With that context in mind, we can update your precedence list to include an item between 1 and 2 that says “Implicit kw_only provided by default argument value in field specifier call”.

Mypy doesn’t currently implement support for this part of the spec, which is why you’re seeing behavior that differs from pyright. This is reflected in the typing spec conformance results here. (Search for “dataclasses_transform_field” and hover over the mypy column for details.) You can find the source for this conformance test here.

If there are ways we can make the spec clearer in this regard, please feel free to propose an update to the wording.


For your second question, I think it’s fine for a type checker to report an inconsistency here, but it’s not mandated. I’ve never seen this condition come up in real code. Normally a dataclass-like function does one of the following:

  1. It supports only kw_only=True or kw_only=False and doesn’t provide a way to override this behavior in the function call or class. Pydantic’s BaseModel is an example of this, since it always assumes kw_only=True.
  2. It provides a default behavior with regard to kw_only and supports the ability to pass None for this parameter. This is how the define call in attrs works, for example. It’s also how the stdlib dataclass works.

I’ve never seen an example where a dataclass-like function accepts a kw_only parameter with a default argument other than None, like in your my_dataclass example above. But if you think that is something that might occur, you could check for it and warn the user of the contradiction.
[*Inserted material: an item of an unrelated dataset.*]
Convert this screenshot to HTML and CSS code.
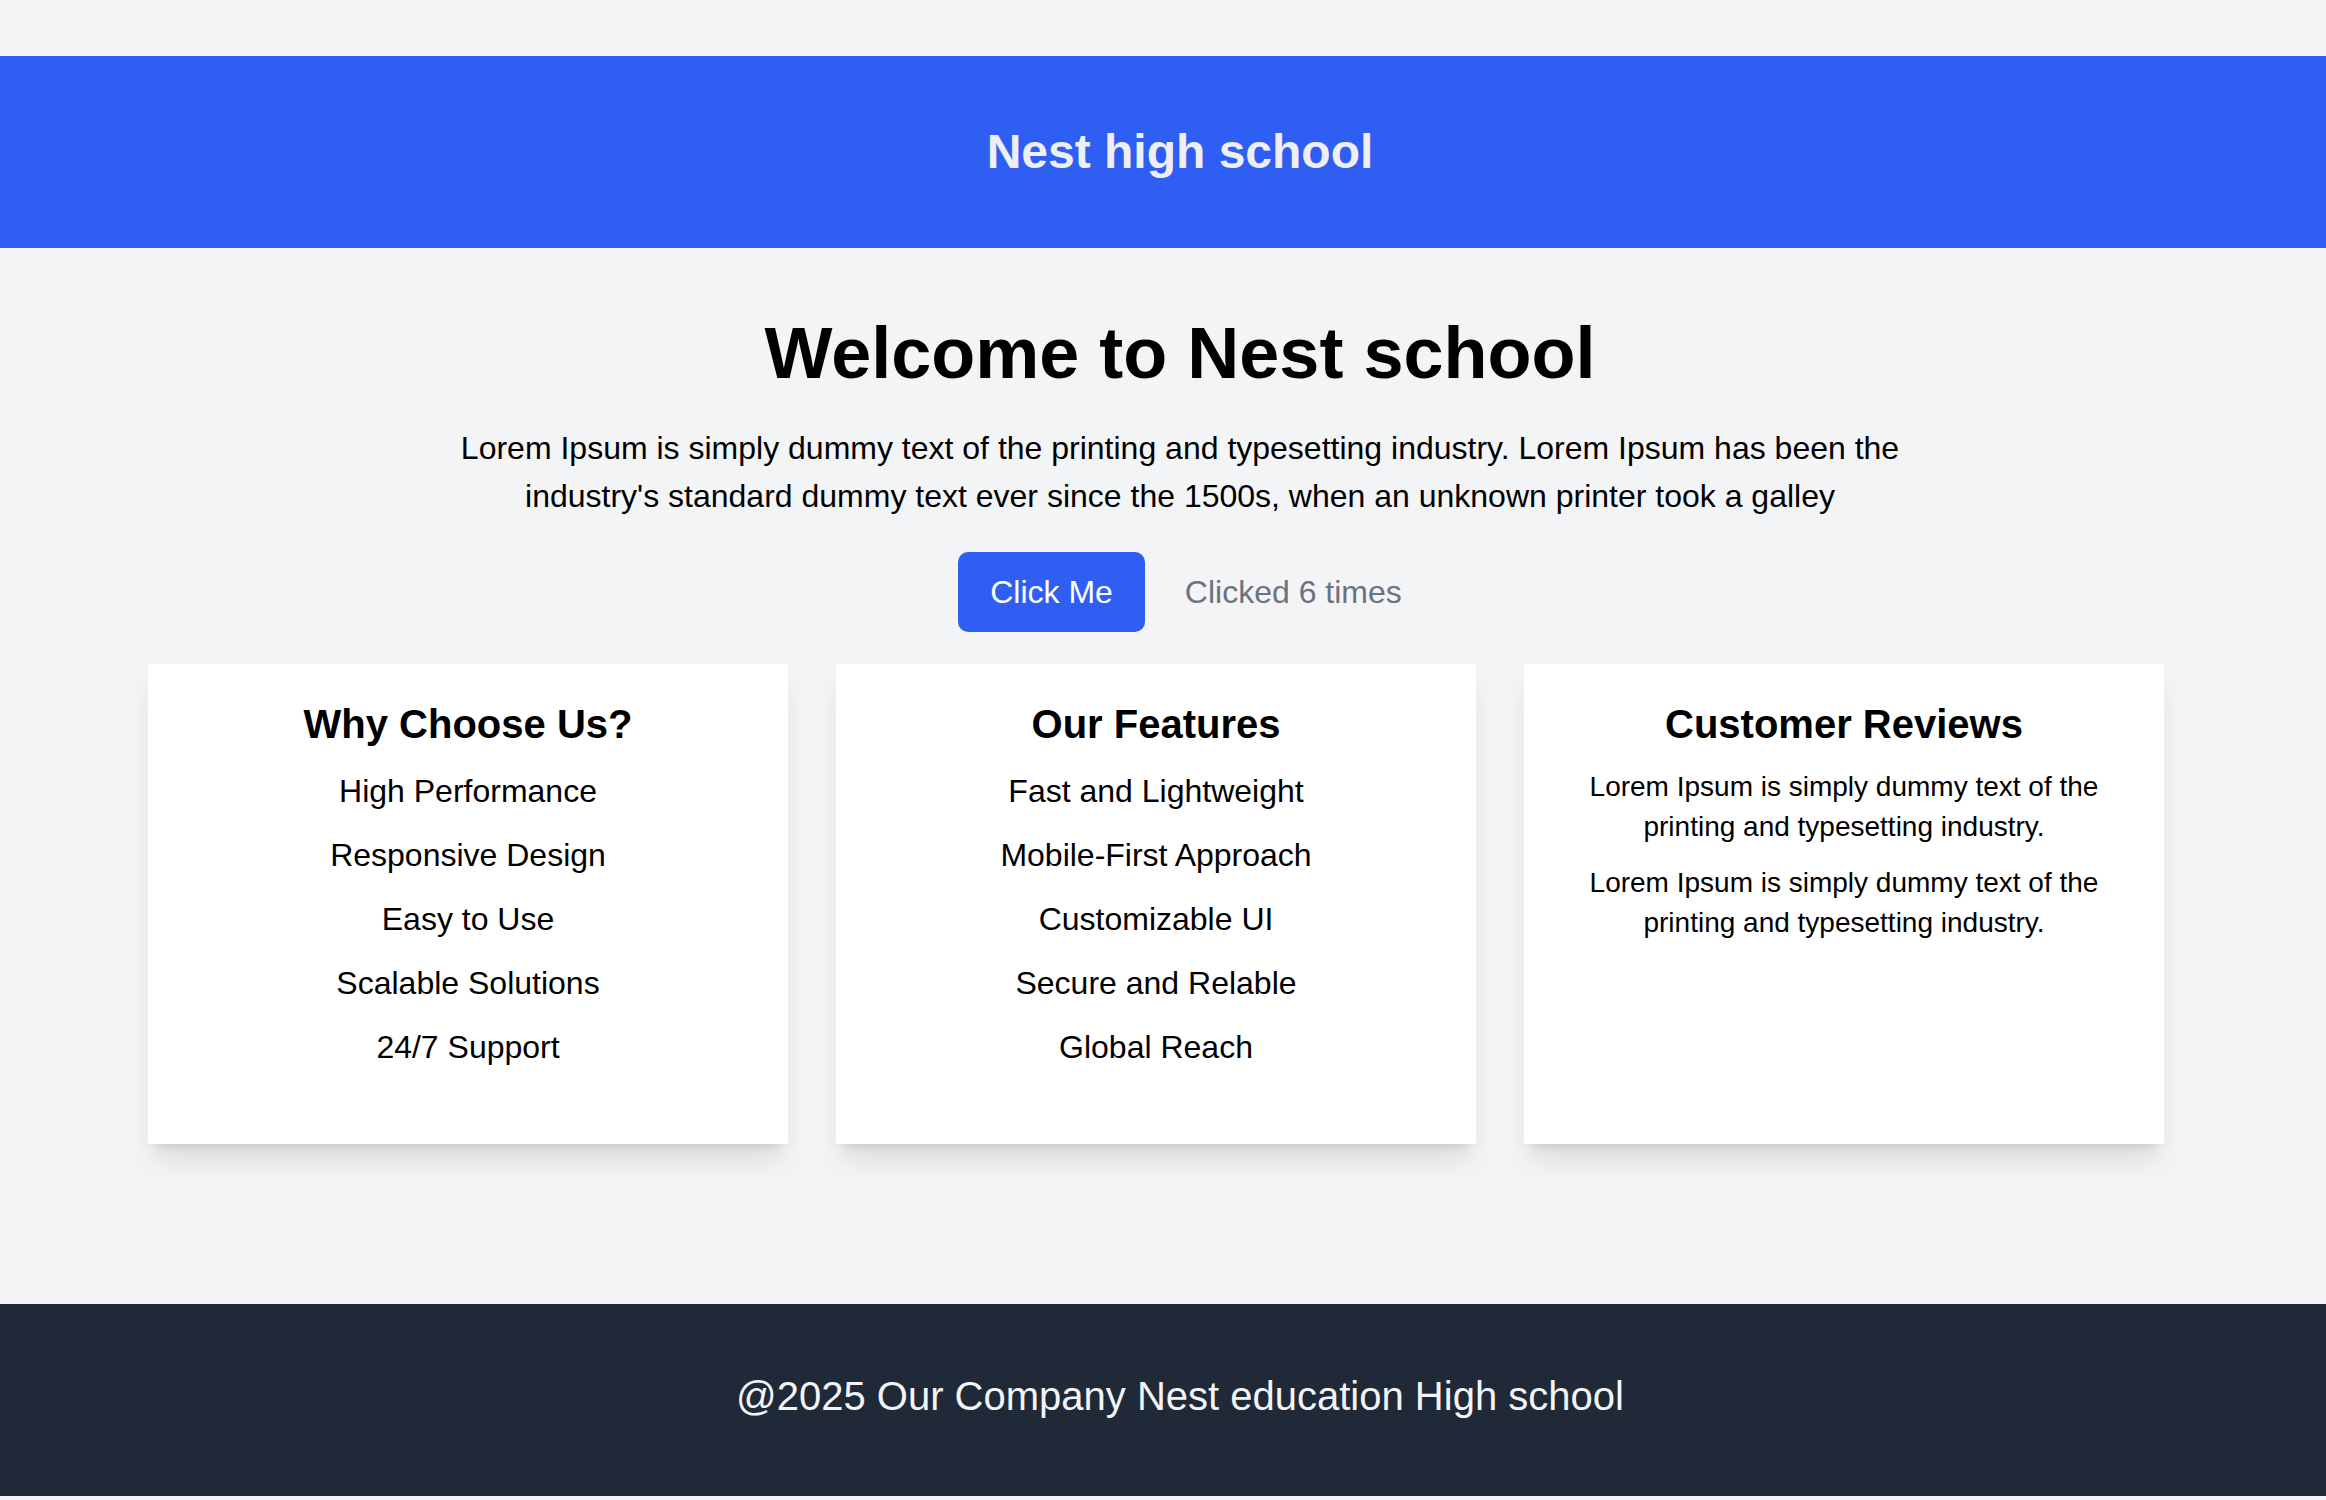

Got it, thanks for such a detailed answer! I’ve completely overlooked this comment about mypy in conformance test results. Also, given examples you provided of existing dataclass-like APIs, I guess practicality indeed beats purity when it comes to reporting a mismatch between the default of kw_only and the value of kw_only_default.

BTW for completeness I probably should have also included an additional item on the precedence list: “4. False by default (as specified in the typing spec)”. I’ll think how the wording in this part of the spec can be made a bit more straightforward for interpretation.